Officials at the White House declined to comment, but multiple sources on Capitol Hill confirmed that the Puzder nomination is dead.

The Latest: Embattled fast-food CEO Andrew Puzder withdraws from consideration as labor secretary.

Puzder, who is credited with reviving the fast-food operator CKE Restaurants, which owns the Hardee’s and Carl’s Jr. burger chains, was first nominated for the Labor job in December. Since then, he has been dogged by controversy: a 30-year-old domestic abuse allegation by his ex-wife, Puzder’s admission that he previously employed an undocumented housekeeper, his past remarks expressing a preference for robots over human workers, and CKE’s sexually suggestive ads for its restaurants.

There was also sustained pressure from labor groups like the Fight for $15 movement opposing his confirmation.

Puzder for years employed an undocumented immigrant as a housekeeper, and paid related back taxes to the IRS. In a statement, Puzder said he ended her employment after he learned of her immigration status, and that he “offered her assistance in getting legal status,” which she reportedly declined.

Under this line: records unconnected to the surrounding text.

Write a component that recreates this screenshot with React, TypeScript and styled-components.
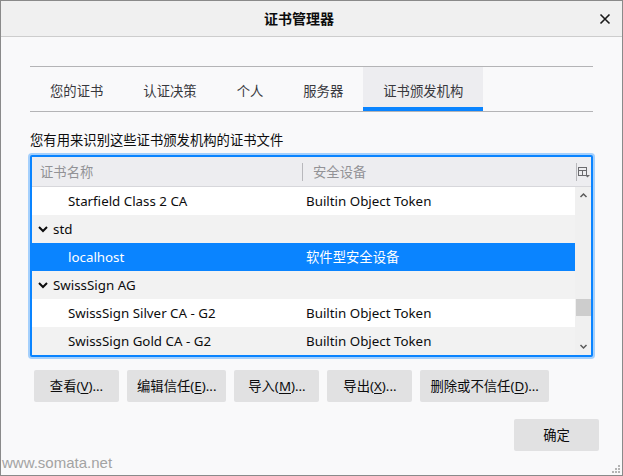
import React from "react";
import styled, { createGlobalStyle, css } from "styled-components";

const GlobalStyle = createGlobalStyle`
  html, body {
    margin: 0;
    padding: 0;
    background: #f9f9fa;
  }
  body {
    font-family: "Noto Sans", "Noto Sans CJK SC", sans-serif;
    font-size: 13.33px;
    color: #0c0c0d;
  }
  * {
    box-sizing: border-box;
  }
`;

const Window = styled.div`
  position: relative;
  width: 623px;
  height: 476px;
  border: 1px solid #8a8a8a;
  background: #f9f9fa;
  display: flex;
  flex-direction: column;
  overflow: hidden;
`;

const TitleBar = styled.div`
  flex: none;
  height: 36px;
  display: flex;
  align-items: center;
  background: #f0f0f0;
  border-bottom: 1px solid #cdcdcd;
`;

const Title = styled.div`
  flex: 1;
  padding-left: 8px;
  text-align: center;
  font-size: 14px;
  font-weight: 600;
  line-height: 20px;
  color: #0c0c0d;
`;

const CloseButton = styled.div`
  width: 32px;
  height: 35px;
  margin-right: 1px;
  display: flex;
  align-items: center;
  justify-content: center;
`;

const Content = styled.div`
  padding: 29px 29px 0 29px;
  display: flex;
  flex-direction: column;
`;

const TabStrip = styled.div`
  display: flex;
  height: 46px;
  border-top: 1px solid #b4b4b6;
  border-bottom: 1px solid #b4b4b6;
`;

const Tab = styled.div<{ $active?: boolean }>(
  (props) => css`
    height: 44px;
    padding: 3px 20px 0;
    display: flex;
    align-items: center;
    line-height: 20px;
    color: #38383d;
    ${props.$active &&
    css`
      background: #ededf0;
      box-shadow: inset 0 -4px 0 #0a84ff;
    `}
  `
);

const Caption = styled.div`
  margin-top: 18px;
  line-height: 20px;
`;

const ListBox = styled.div`
  margin-top: 5px;
  border: 2px solid #0a84ff;
  border-radius: 2px;
  box-shadow: 0 0 0 2px rgba(10, 132, 255, 0.35);
  background: #fff;
  display: flex;
  flex-direction: column;
`;

const Header = styled.div`
  height: 30px;
  display: flex;
  align-items: center;
  background: #ededf0;
  border-bottom: 1px solid #d7d7db;
  color: #929296;
`;

const HeaderCell = styled.div<{ $width?: number; $pad: number }>(
  (props) => css`
    ${props.$width ? `width: ${props.$width}px;` : "flex: 1;"}
    padding-left: ${props.$pad}px;
    line-height: 20px;
    white-space: nowrap;
  `
);

const Splitter = styled.span`
  width: 1px;
  height: 18px;
  background: #b8b8bc;
`;

const Picker = styled.div`
  width: 14px;
  display: flex;
  justify-content: center;
`;

const Body = styled.div`
  display: flex;
  height: 168px;
`;

const Rows = styled.div`
  flex: 1;
  display: flex;
  flex-direction: column;
`;

type RowKind = "plain" | "odd" | "selected";

const Row = styled.div<{ $kind: RowKind }>(
  (props) => css`
    height: 28px;
    display: flex;
    align-items: center;
    line-height: 20px;
    white-space: nowrap;
    background: ${props.$kind === "odd"
      ? "#f2f2f2"
      : props.$kind === "selected"
      ? "#0a84ff"
      : "#fff"};
    color: ${props.$kind === "selected" ? "#fff" : "#0c0c0d"};
  `
);

const NameCell = styled.div<{ $indent: number }>(
  (props) => css`
    width: 271px;
    padding-left: ${props.$indent}px;
    display: flex;
    align-items: center;
  `
);

const DeviceCell = styled.div`
  flex: 1;
  padding-left: 3px;
`;

const Twisty = styled.span`
  display: flex;
  margin-right: 4px;
`;

const Scrollbar = styled.div`
  width: 16px;
  background: #f0f0f0;
  display: flex;
  flex-direction: column;
`;

const ScrollArrow = styled.div`
  height: 17px;
  display: flex;
  align-items: center;
  justify-content: center;
`;

const Track = styled.div`
  flex: 1;
  padding-left: 1px;
`;

const Thumb = styled.div`
  height: 17px;
  background: #cdcdcd;
`;

const ButtonRow = styled.div`
  margin-top: 13px;
  padding-left: 4px;
  display: flex;
  gap: 8px;
`;

const Button = styled.button`
  height: 32px;
  min-width: 85px;
  padding: 0 10px;
  border: none;
  border-radius: 2px;
  background: #e1e1e2;
  color: #0c0c0d;
  font-family: inherit;
  font-size: 13.33px;
  line-height: 20px;
  white-space: nowrap;

  u {
    text-underline-offset: 2px;
  }
`;

const Footer = styled.div`
  padding: 17px 23px 0 0;
  display: flex;
  justify-content: flex-end;
`;

const Watermark = styled.div`
  position: absolute;
  left: 1px;
  top: 452px;
  font-family: "Liberation Sans", Arial, sans-serif;
  font-size: 15px;
  line-height: 20px;
  color: #a3a3a3;
`;

const Grip = styled.svg`
  position: absolute;
  right: 1px;
  bottom: 1px;
`;

interface Entry {
  name: string;
  device?: string;
  group?: boolean;
  selected?: boolean;
}

const entries: Entry[] = [
  { name: "Starfield Class 2 CA", device: "Builtin Object Token" },
  { name: "std", group: true },
  { name: "localhost", device: "软件型安全设备", selected: true },
  { name: "SwissSign AG", group: true },
  { name: "SwissSign Silver CA - G2", device: "Builtin Object Token" },
  { name: "SwissSign Gold CA - G2", device: "Builtin Object Token" },
];

const tabs = ["您的证书", "认证决策", "个人", "服务器", "证书颁发机构"];

const buttons: [string, string, string][] = [
  ["查看(", "V", ")..."],
  ["编辑信任(", "E", ")..."],
  ["导入(", "M", ")..."],
  ["导出(", "X", ")..."],
  ["删除或不信任(", "D", ")..."],
];

function CloseIcon() {
  return (
    <svg width="12" height="12" viewBox="0 0 12 12">
      <path
        d="M1.5 1.5 L10.5 10.5 M10.5 1.5 L1.5 10.5"
        stroke="#1a1a1a"
        strokeWidth="1.6"
        fill="none"
      />
    </svg>
  );
}

function ColumnPickerIcon() {
  return (
    <svg width="12" height="12" viewBox="0 0 12 12">
      <rect x="0.5" y="1.5" width="8" height="8" fill="none" stroke="#6a6a6e" />
      <path d="M0.5 4.5 H8.5 M4.5 4.5 V9.5" stroke="#6a6a6e" fill="none" />
      <path d="M7 9 H12 L9.5 11.5 Z" fill="#6a6a6e" />
    </svg>
  );
}

function Chevron(props: { up?: boolean; color: string; size: number; width: number }) {
  const { up, color, size, width } = props;
  const d = up ? "M2 8 L6 4 L10 8" : "M2 4 L6 8 L10 4";
  return (
    <svg width={size} height={size} viewBox="0 0 12 12">
      <path d={d} stroke={color} strokeWidth={width} fill="none" />
    </svg>
  );
}

export default function App() {
  const thumbOffset = 95;

  return (
    <>
      <GlobalStyle />
      <Window>
        <TitleBar>
          <Title>证书管理器</Title>
          <CloseButton>
            <CloseIcon />
          </CloseButton>
        </TitleBar>

        <Content>
          <TabStrip>
            {tabs.map((t, i) => (
              <Tab key={t} $active={i === tabs.length - 1}>
                {t}
              </Tab>
            ))}
          </TabStrip>

          <Caption>您有用来识别这些证书颁发机构的证书文件</Caption>

          <ListBox>
            <Header>
              <HeaderCell $width={270} $pad={8}>
                证书名称
              </HeaderCell>
              <Splitter />
              <HeaderCell $pad={10}>安全设备</HeaderCell>
              <Splitter />
              <Picker>
                <ColumnPickerIcon />
              </Picker>
            </Header>
            <Body>
              <Rows>
                {entries.map((e, i) => (
                  <Row
                    key={e.name}
                    $kind={e.selected ? "selected" : i % 2 === 1 ? "odd" : "plain"}
                  >
                    <NameCell $indent={e.group ? 5 : 36}>
                      {e.group && (
                        <Twisty>
                          <Chevron color="#0c0c0d" size={12} width={2} />
                        </Twisty>
                      )}
                      {e.name}
                    </NameCell>
                    <DeviceCell>{e.device}</DeviceCell>
                  </Row>
                ))}
              </Rows>
              <Scrollbar>
                <ScrollArrow>
                  <Chevron up color="#5a5a5a" size={9} width={2} />
                </ScrollArrow>
                <Track>
                  <Thumb style={{ marginTop: thumbOffset }} />
                </Track>
                <ScrollArrow>
                  <Chevron color="#5a5a5a" size={9} width={2} />
                </ScrollArrow>
              </Scrollbar>
            </Body>
          </ListBox>

          <ButtonRow>
            {buttons.map(([a, key, b]) => (
              <Button key={key}>
                {a}
                <u>{key}</u>
                {b}
              </Button>
            ))}
          </ButtonRow>
        </Content>

        <Footer>
          <Button>确定</Button>
        </Footer>

        <Watermark>www.somata.net</Watermark>
        <Grip width="10" height="10" viewBox="0 0 10 10">
          {[
            [8, 2],
            [5, 5],
            [8, 5],
            [2, 8],
            [5, 8],
            [8, 8],
          ].map(([x, y]) => (
            <rect key={`${x}-${y}`} x={x - 1} y={y - 1} width="2" height="2" fill="#b4b4b4" />
          ))}
        </Grip>
      </Window>
    </>
  );
}
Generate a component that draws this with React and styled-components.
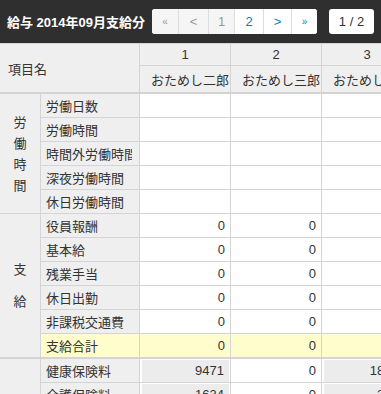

What appears to have truly sunk the nomination, however, is the domestic abuse scandal that has been gathering steam over the past month. In 1990, Puzder’s ex-wife Lisa Fierstein appeared on an episode of “The Oprah Winfrey Show” entitled High-Class Battered Women. Wearing a disguise and using a fake name, Fierstein described being assaulted by Puzder. On Wednesday morning, Politico reported that during the appearance, Fierstein said Puzder told her, “I will see you in the gutter. This will never be over. You will pay for this.”

Fierstein recanted the allegations less than a year after the TV appearance as part of a child custody arrangement that was worked out after the episode aired. A representative for Puzder and Fierstein says that the two remain friends; she even wrote a letter in support of his nomination. Charlotte Fedders, who appeared alongside Fierstein on the episode to discuss her own abuse at the hands of one-time Securities and Exchange Commission official John Fedders, said recently, however, that she doesn’t believe Fierstein’s disavowal.

“I totally believe that she was abused,” Fedders told Politico. “Powerful men have a way of convincing you that they didn’t do it.”